__TASK TO COMPLETE__. Return only the number of lines in the entries below that hold the word "Clone".

Stored items:

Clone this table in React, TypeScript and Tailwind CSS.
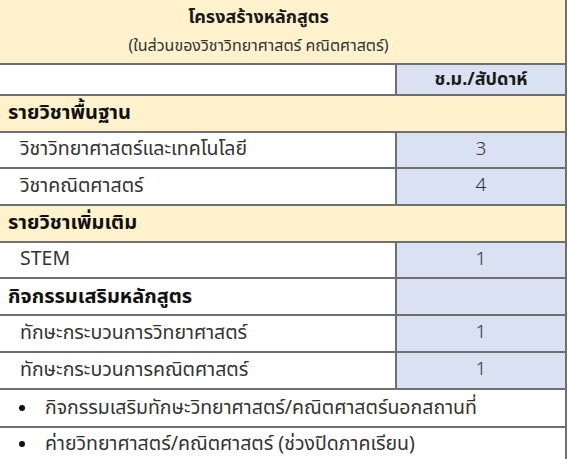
import React from "react";

const font = { fontFamily: '"Leelawadee UI", Tahoma, "Noto Sans Thai", "Noto Sans", "Liberation Sans", sans-serif' };

type Row =
  | { kind: "section"; text: string; blue?: boolean }
  | { kind: "item"; text: string; value: string }
  | { kind: "bullet"; text: string; last?: boolean };

const rows: Row[] = [
  { kind: "section", text: "รายวิชาพื้นฐาน" },
  { kind: "item", text: "วิชาวิทยาศาสตร์และเทคโนโลยี", value: "3" },
  { kind: "item", text: "วิชาคณิตศาสตร์", value: "4" },
  { kind: "section", text: "รายวิชาเพิ่มเติม" },
  { kind: "item", text: "STEM", value: "1" },
  { kind: "section", text: "กิจกรรมเสริมหลักสูตร", blue: true },
  { kind: "item", text: "ทักษะกระบวนการวิทยาศาสตร์", value: "1" },
  { kind: "item", text: "ทักษะกระบวนการคณิตศาสตร์", value: "1" },
  { kind: "bullet", text: "กิจกรรมเสริมทักษะวิทยาศาสตร์/คณิตศาสตร์นอกสถานที่" },
  { kind: "bullet", text: "ค่ายวิทยาศาสตร์/คณิตศาสตร์ (ช่วงปิดภาคเรียน)", last: true },
];

export default function App() {
  return (
    <div className="w-[569px] h-[459px] overflow-hidden bg-white" style={font}>
      <div className="w-[567px] border-r-2 border-[#6f6f6f]">
        <div className="h-[65px] bg-[#fff2cc] border-b-2 border-[#6f6f6f] flex flex-col items-center pt-[3px] pr-[48px]">
          <div className="text-[18px] font-bold text-[#1a1a1a] leading-[30px]">โครงสร้างหลักสูตร</div>
          <div className="text-[16px] text-[#333] leading-[26px]">(ในส่วนของวิชาวิทยาศาสตร์ คณิตศาสตร์)</div>
        </div>
        <div className="h-[31px] flex border-b-2 border-[#6f6f6f]">
          <div className="flex-1 bg-white" />
          <div className="w-[170px] bg-[#d9e1f2] border-l-2 border-[#6f6f6f] flex items-center justify-center text-[18px] font-bold text-[#1a1a1a]">
            ช.ม./สัปดาห์
          </div>
        </div>
        {rows.map((r, i) => {
          if (r.kind === "section") {
            return (
              <div key={i} className="h-[36.7px] flex border-b-2 border-[#6f6f6f] bg-[#fff2cc]">
                <div className={`flex-1 flex items-center pl-[8px] text-[20px] font-bold text-[#111] ${r.blue ? "bg-white" : ""}`}>{r.text}</div>
                {r.blue && <div className="w-[170px] bg-[#d9e1f2] border-l-2 border-[#6f6f6f]" />}
              </div>
            );
          }
          if (r.kind === "item") {
            return (
              <div key={i} className="h-[36.7px] flex border-b-2 border-[#6f6f6f]">
                <div className="flex-1 flex items-center pl-[20px] text-[19.5px] text-[#333] bg-white">{r.text}</div>
                <div className="w-[170px] bg-[#d9e1f2] border-l-2 border-[#6f6f6f] flex items-center justify-center text-[19px] font-light text-[#333]">
                  {r.value}
                </div>
              </div>
            );
          }
          return (
            <div
              key={i}
              className={r.last ? "h-[31px] flex items-center bg-white" : "h-[38.5px] flex items-center border-b-2 border-[#6f6f6f] bg-white"}
            >
              <div className="w-[45px] flex justify-center pr-[2px]">
                <span className="block w-[6px] h-[6px] rounded-full bg-[#111]" />
              </div>
              <div className="text-[19.5px] leading-[28px] text-[#333]">{r.text}</div>
            </div>
          );
        })}
      </div>
    </div>
  );
}
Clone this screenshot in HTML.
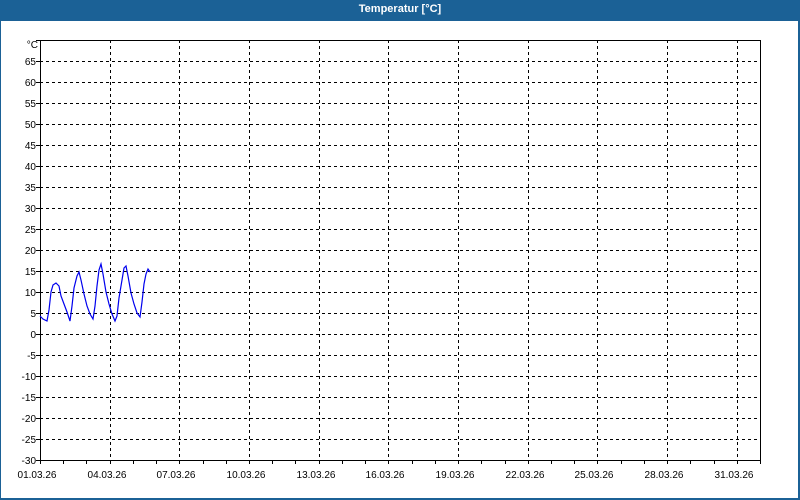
<!DOCTYPE html>
<html><head><meta charset="utf-8"><style>
html,body{margin:0;padding:0;background:#fff}
body{width:800px;height:500px;position:relative;overflow:hidden;font-family:"Liberation Sans","DejaVu Sans",sans-serif}
.bar{position:absolute;left:0;top:0;width:800px;height:21px;background:#1b6196;color:#fff;font-size:11px;font-weight:bold;text-align:center;line-height:19px}
.frame{position:absolute;left:0;top:21px;height:477px;border-left:1px solid #1b6196;border-right:2px solid #1b6196;border-bottom:2px solid #1b6196;box-sizing:content-box;width:797px}
svg{position:absolute;left:0;top:0}
</style></head><body>
<div class="bar">Temperatur [°C]</div>
<div class="frame"></div>
<svg width="800" height="500" font-family="Liberation Sans, DejaVu Sans, sans-serif" font-size="10">
<g stroke="#000" stroke-width="1" stroke-dasharray="3,3" shape-rendering="crispEdges">
<line x1="40" x2="760" y1="61.5" y2="61.5"/><line x1="40" x2="760" y1="82.5" y2="82.5"/><line x1="40" x2="760" y1="103.5" y2="103.5"/><line x1="40" x2="760" y1="124.5" y2="124.5"/><line x1="40" x2="760" y1="145.5" y2="145.5"/><line x1="40" x2="760" y1="166.5" y2="166.5"/><line x1="40" x2="760" y1="187.5" y2="187.5"/><line x1="40" x2="760" y1="208.5" y2="208.5"/><line x1="40" x2="760" y1="229.5" y2="229.5"/><line x1="40" x2="760" y1="250.5" y2="250.5"/><line x1="40" x2="760" y1="271.5" y2="271.5"/><line x1="40" x2="760" y1="292.5" y2="292.5"/><line x1="40" x2="760" y1="313.5" y2="313.5"/><line x1="40" x2="760" y1="334.5" y2="334.5"/><line x1="40" x2="760" y1="355.5" y2="355.5"/><line x1="40" x2="760" y1="376.5" y2="376.5"/><line x1="40" x2="760" y1="397.5" y2="397.5"/><line x1="40" x2="760" y1="418.5" y2="418.5"/><line x1="40" x2="760" y1="439.5" y2="439.5"/>
<line x1="110.5" x2="110.5" y1="40" y2="460"/><line x1="179.5" x2="179.5" y1="40" y2="460"/><line x1="249.5" x2="249.5" y1="40" y2="460"/><line x1="319.5" x2="319.5" y1="40" y2="460"/><line x1="388.5" x2="388.5" y1="40" y2="460"/><line x1="458.5" x2="458.5" y1="40" y2="460"/><line x1="528.5" x2="528.5" y1="40" y2="460"/><line x1="597.5" x2="597.5" y1="40" y2="460"/><line x1="667.5" x2="667.5" y1="40" y2="460"/><line x1="737.5" x2="737.5" y1="40" y2="460"/>
</g>
<rect x="40.5" y="40.5" width="720" height="420" fill="none" stroke="#000" shape-rendering="crispEdges"/>
<g id="ticks" stroke="#000" shape-rendering="crispEdges"></g>
<polyline fill="none" stroke="#0000ee" stroke-width="1.2" points="40,316 43,319 47,321 49,310 51,292 53,285 56,283 59,286 61,296 64,304 67,312 70,321 72,306 74,288 77,276 79,272 81,280 84,294 87,306 90,314 93,319 95,306 97,286 99,270 101,264 103,274 106,292 109,304 112,314 115,321 117,316 119,298 122,280 124,268 126,266 128,276 131,293 134,304 137,313 140,317 142,302 144,284 146,274 148,269 150,272"/>
<g text-anchor="end" fill="#000">
<text x="38" y="48">°C</text>
<text x="36" y="65">65</text><text x="36" y="86">60</text><text x="36" y="107">55</text><text x="36" y="128">50</text><text x="36" y="149">45</text><text x="36" y="170">40</text><text x="36" y="191">35</text><text x="36" y="212">30</text><text x="36" y="233">25</text><text x="36" y="254">20</text><text x="36" y="275">15</text><text x="36" y="296">10</text><text x="36" y="317">5</text><text x="36" y="338">0</text><text x="36" y="359">-5</text><text x="36" y="380">-10</text><text x="36" y="401">-15</text><text x="36" y="422">-20</text><text x="36" y="443">-25</text><text x="36" y="464">-30</text>
</g>
<g text-anchor="middle" fill="#000">
<text x="37" y="478">01.03.26</text><text x="107" y="478">04.03.26</text><text x="176" y="478">07.03.26</text><text x="246" y="478">10.03.26</text><text x="316" y="478">13.03.26</text><text x="385" y="478">16.03.26</text><text x="455" y="478">19.03.26</text><text x="525" y="478">22.03.26</text><text x="594" y="478">25.03.26</text><text x="664" y="478">28.03.26</text><text x="734" y="478">31.03.26</text>
</g>
</svg>
<script>
var g=document.getElementById('ticks'),s='';
for(var i=0;i<=31;i++){var x=Math.round(40+i*720/31)+.5;s+='<line x1="'+x+'" x2="'+x+'" y1="460" y2="464"/>';}
for(var j=0;j<=20;j++){var y=40+j*21+.5;s+='<line x1="36" x2="40" y1="'+y+'" y2="'+y+'"/>';}
g.innerHTML=s;
</script>
</body></html>
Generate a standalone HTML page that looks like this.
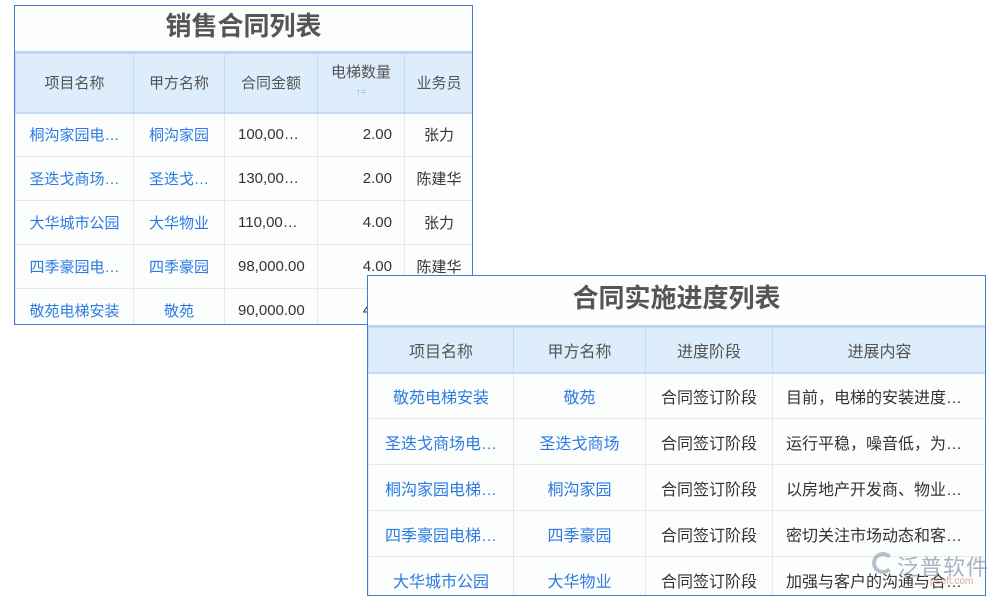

__RESULT__. 2